# Written task
Copy out all lines in the data below containing the string "with".
begin Listed entries
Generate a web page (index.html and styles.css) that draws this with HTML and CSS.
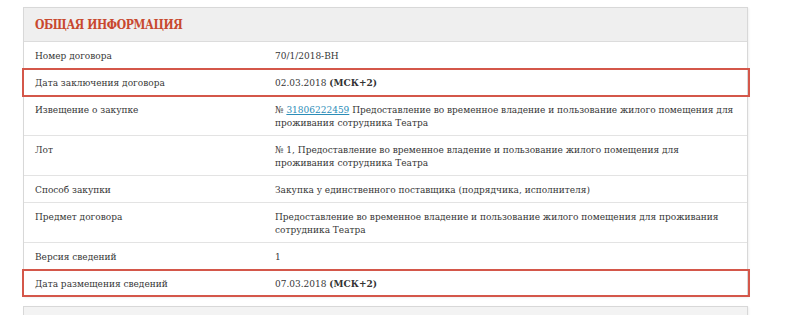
FILE: index.html
```html
<!DOCTYPE html>
<html lang="ru">
<head>
<meta charset="utf-8">
<title>Общая информация</title>
<link rel="stylesheet" href="styles.css">
</head>
<body>
<div class="page">
  <section class="panel">
    <header class="panel-head"><h2 class="panel-title">Общая информация</h2></header>
    <div class="row"><div class="label">Номер договора</div><div class="value">70/1/2018-ВН</div></div>
    <div class="row mark"><div class="label">Дата заключения договора</div><div class="value">02.03.2018 <b>(МСК+2)</b></div></div>
    <div class="row"><div class="label">Извещение о закупке</div><div class="value">№ <a href="#" class="link">31806222459</a> Предоставление во временное владение и пользование жилого помещения для<br>проживания сотрудника Театра</div></div>
    <div class="row"><div class="label">Лот</div><div class="value">№ 1, Предоставление во временное владение и пользование жилого помещения для<br>проживания сотрудника Театра</div></div>
    <div class="row"><div class="label">Способ закупки</div><div class="value">Закупка у единственного поставщика (подрядчика, исполнителя)</div></div>
    <div class="row"><div class="label">Предмет договора</div><div class="value">Предоставление во временное владение и пользование жилого помещения для проживания<br>сотрудника Театра</div></div>
    <div class="row"><div class="label">Версия сведений</div><div class="value">1</div></div>
    <div class="row mark last"><div class="label">Дата размещения сведений</div><div class="value">07.03.2018 <b>(МСК+2)</b></div></div>
  </section>
  <section class="panel panel-next"></section>
</div>
</body>
</html>
```
FILE: styles.css
```css
* { box-sizing: border-box; }
html, body { margin: 0; padding: 0; background: #fff; }
body {
  font-family: "DejaVu Serif", "Liberation Serif", serif;
  font-stretch: condensed;
  font-size: 10px;
  color: #363636;
  overflow: hidden;
  height: 315px;
}
.page { padding: 7px 0 0 23px; width: 748px; }
.panel {
  border: 1px solid #d8d8d8;
  background: #fff;
  box-shadow: 1px 1px 2px rgba(0,0,0,0.06);
}
.panel-head {
  background: #efefef;
  border-bottom: 1px solid #dcdcdc;
  height: 34px;
  display: flex;
  align-items: center;
  padding: 0 11px;
}
.panel-title {
  margin: 0;
  font-size: 12px;
  font-weight: bold;
  text-transform: uppercase;
  color: #c8482e;
  letter-spacing: -0.4px;
}
.row {
  display: grid;
  grid-template-columns: 251px 1fr;
  border-bottom: 1px solid #e3e3e3;
  line-height: 13px;
  padding: 7px 0 6px;
}
.row.last { border-bottom: none; }
.label { padding-left: 11px; }
.value { padding-right: 10px; white-space: nowrap; }
.value b { font-weight: bold; color: #333; }
.link { color: #2b8db8; text-decoration: underline; }
.mark {
  outline: 2px solid #d4574a;
  outline-offset: -1px;
  margin: 0 -2px 0 -1px;
  padding-left: 1px;
  padding-right: 2px;
  position: relative;
}
.panel-next {
  margin-top: 9px;
  height: 12px;
  background: #f3f3f3;
}
```
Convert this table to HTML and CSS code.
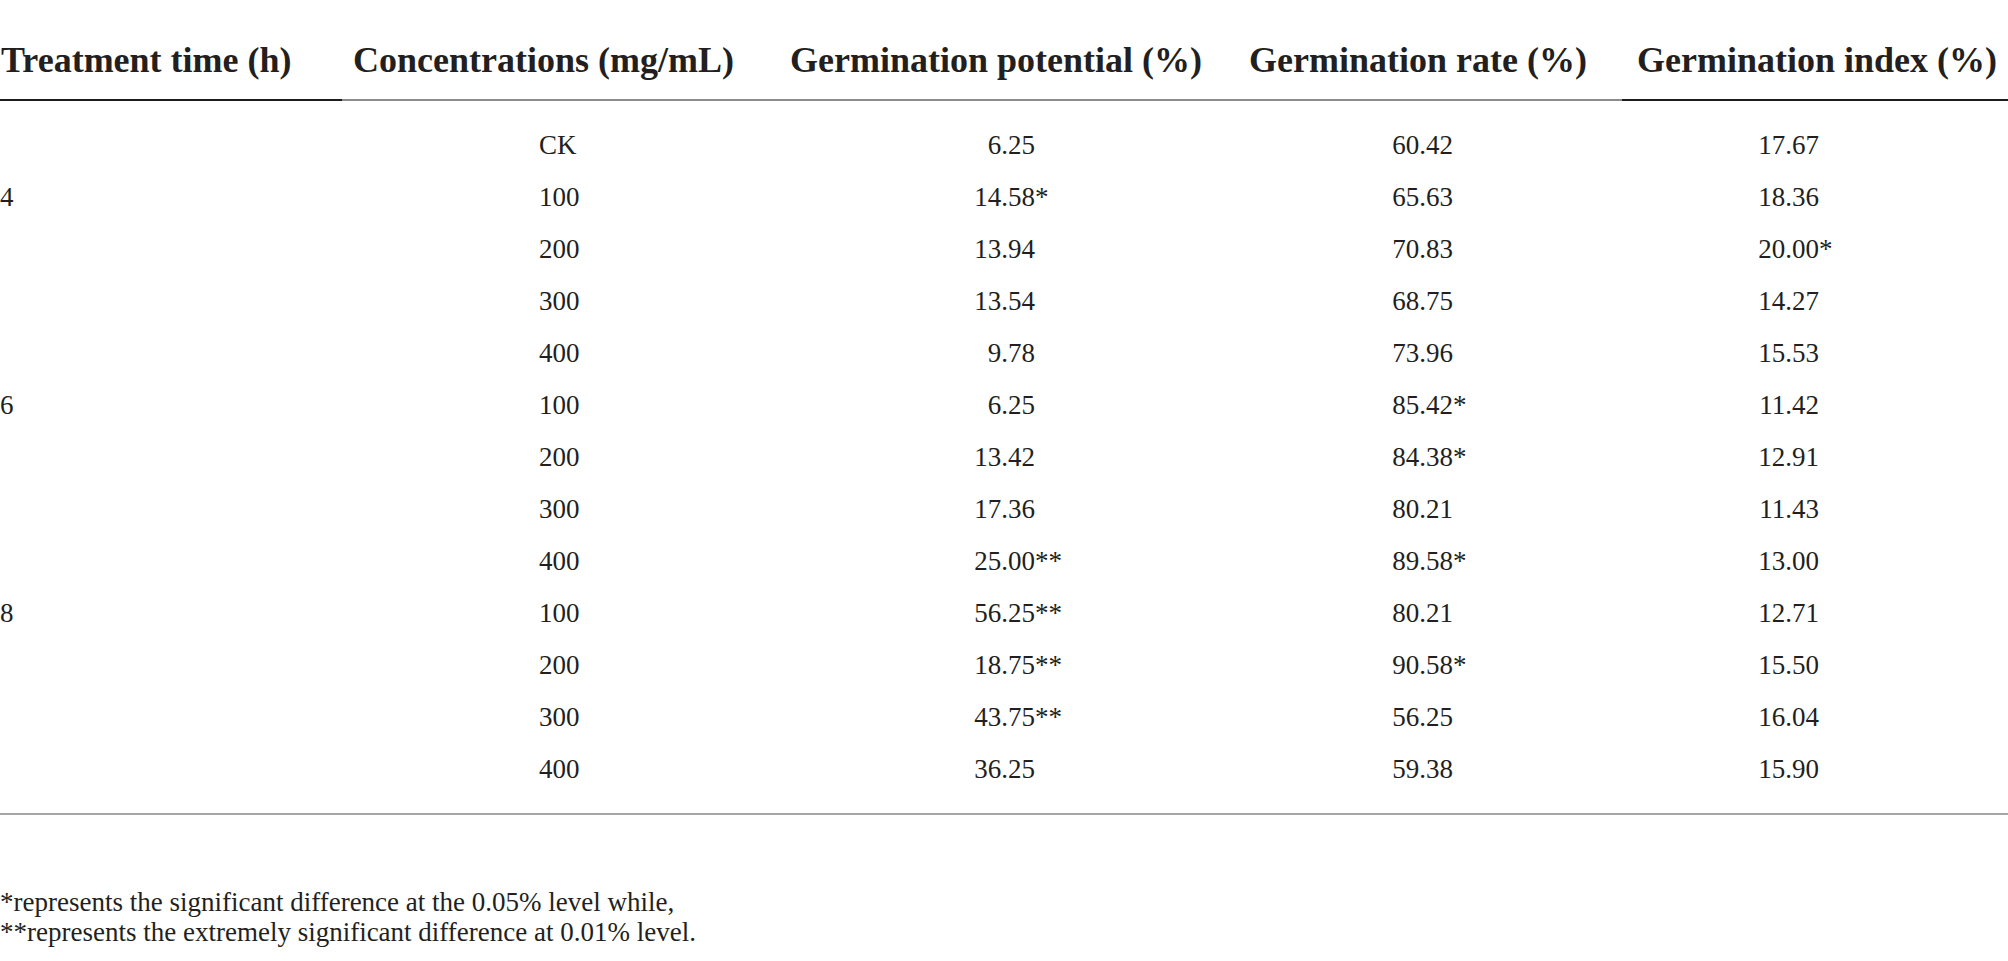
FILE: index.html
```html
<!DOCTYPE html>
<html lang="en">
<head>
<meta charset="utf-8">
<title>Germination table</title>
<link rel="stylesheet" href="styles.css">
</head>
<body>
<div class="page">
  <table class="data">
    <colgroup>
      <col class="w1"><col class="w2"><col class="w3"><col class="w4"><col class="w5">
    </colgroup>
    <thead>
      <tr>
        <th class="h1 dark">Treatment time (h)</th>
        <th class="h2">Concentrations (mg/mL)</th>
        <th class="h3">Germination potential (%)</th>
        <th class="h4">Germination rate (%)</th>
        <th class="h5 dark">Germination index (%)</th>
      </tr>
    </thead>
    <tbody>
      <tr class="first"><td class="c1"></td><td class="c2">CK</td><td class="c3"><span class="num">6.25</span></td><td class="c4"><span class="num">60.42</span></td><td class="c5"><span class="num">17.67</span></td></tr>
      <tr><td class="c1">4</td><td class="c2">100</td><td class="c3"><span class="num">14.58</span>*</td><td class="c4"><span class="num">65.63</span></td><td class="c5"><span class="num">18.36</span></td></tr>
      <tr><td class="c1"></td><td class="c2">200</td><td class="c3"><span class="num">13.94</span></td><td class="c4"><span class="num">70.83</span></td><td class="c5"><span class="num">20.00</span>*</td></tr>
      <tr><td class="c1"></td><td class="c2">300</td><td class="c3"><span class="num">13.54</span></td><td class="c4"><span class="num">68.75</span></td><td class="c5"><span class="num">14.27</span></td></tr>
      <tr><td class="c1"></td><td class="c2">400</td><td class="c3"><span class="num">9.78</span></td><td class="c4"><span class="num">73.96</span></td><td class="c5"><span class="num">15.53</span></td></tr>
      <tr><td class="c1">6</td><td class="c2">100</td><td class="c3"><span class="num">6.25</span></td><td class="c4"><span class="num">85.42</span>*</td><td class="c5"><span class="num">11.42</span></td></tr>
      <tr><td class="c1"></td><td class="c2">200</td><td class="c3"><span class="num">13.42</span></td><td class="c4"><span class="num">84.38</span>*</td><td class="c5"><span class="num">12.91</span></td></tr>
      <tr><td class="c1"></td><td class="c2">300</td><td class="c3"><span class="num">17.36</span></td><td class="c4"><span class="num">80.21</span></td><td class="c5"><span class="num">11.43</span></td></tr>
      <tr><td class="c1"></td><td class="c2">400</td><td class="c3"><span class="num">25.00</span>**</td><td class="c4"><span class="num">89.58</span>*</td><td class="c5"><span class="num">13.00</span></td></tr>
      <tr><td class="c1">8</td><td class="c2">100</td><td class="c3"><span class="num">56.25</span>**</td><td class="c4"><span class="num">80.21</span></td><td class="c5"><span class="num">12.71</span></td></tr>
      <tr><td class="c1"></td><td class="c2">200</td><td class="c3"><span class="num">18.75</span>**</td><td class="c4"><span class="num">90.58</span>*</td><td class="c5"><span class="num">15.50</span></td></tr>
      <tr><td class="c1"></td><td class="c2">300</td><td class="c3"><span class="num">43.75</span>**</td><td class="c4"><span class="num">56.25</span></td><td class="c5"><span class="num">16.04</span></td></tr>
      <tr class="last"><td class="c1"></td><td class="c2">400</td><td class="c3"><span class="num">36.25</span></td><td class="c4"><span class="num">59.38</span></td><td class="c5"><span class="num">15.90</span></td></tr>
    </tbody>
  </table>
  <div class="notes">
    <p class="note">*represents the significant difference at the 0.05% level while,</p>
    <p class="note">**represents the extremely significant difference at 0.01% level.</p>
  </div>
</div>
</body>
</html>
```

FILE: styles.css
```css
html, body {
  margin: 0;
  padding: 0;
  background: #ffffff;
  overflow: hidden;
}

.page {
  width: 2008px;
  font-family: "Liberation Serif", "Times New Roman", serif;
  color: #231f20;
}

.data {
  width: 2008px;
  border-collapse: collapse;
  table-layout: fixed;
}

.w1 { width: 342px; }
.w2 { width: 435px; }
.w3 { width: 459px; }
.w4 { width: 386px; }
.w5 { width: 386px; }

.data th {
  font-size: 36px;
  font-weight: bold;
  line-height: 40px;
  height: 99px;
  box-sizing: border-box;
  padding: 40px 0 19px 13px;
  text-align: left;
  vertical-align: top;
  white-space: nowrap;
  border-bottom: 2px solid #8c8c8c;
}

.data th.dark {
  border-bottom-color: #1c1c1c;
}

.data th.h1 { padding-left: 1px; }
.data th.h2 { padding-left: 11px; }
.data th.h5 { padding-left: 15px; }

.data td {
  font-size: 27px;
  line-height: 52px;
  height: 52px;
  padding: 0;
  text-align: left;
  vertical-align: middle;
  white-space: nowrap;
}

.data tr.first td { padding-top: 18px; }
.data tr.last td {
  padding-bottom: 18px;
  border-bottom: 2px solid #a6a6a6;
}

.data td.c1 { padding-left: 0; }
.data td.c2 { padding-left: 197px; }
.data td.c3 { padding-left: 197px; }
.data td.c4 { padding-left: 156px; }
.data td.c5 { padding-left: 136px; }

.num {
  display: inline-block;
  width: 61px;
  text-align: right;
}

.notes {
  padding-top: 72px;
}

.note {
  margin: 0;
  font-size: 27px;
  line-height: 30px;
  white-space: nowrap;
}
```
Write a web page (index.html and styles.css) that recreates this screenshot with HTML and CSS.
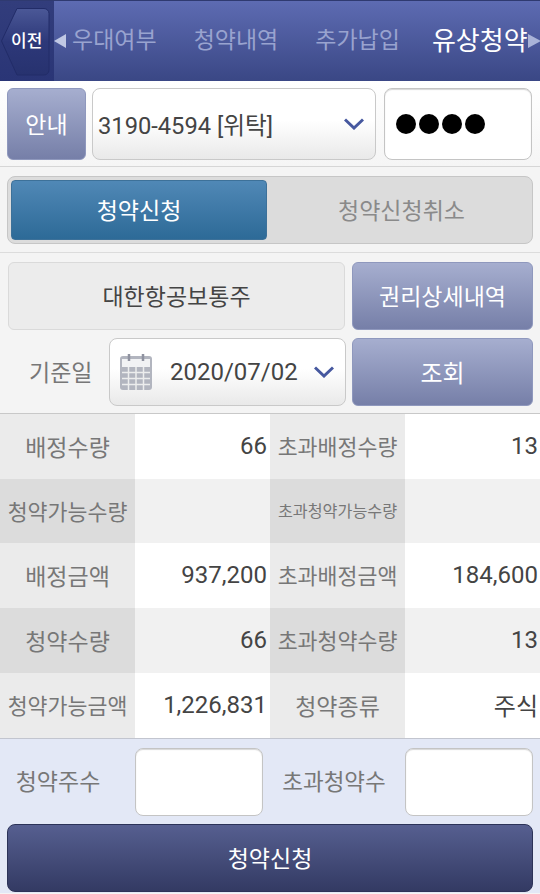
end Listed entries
# Worked solution
Generate a web page (index.html and styles.css) that draws this with HTML and CSS.
Write a web page (index.html and styles.css) that recreates this screenshot with HTML and CSS.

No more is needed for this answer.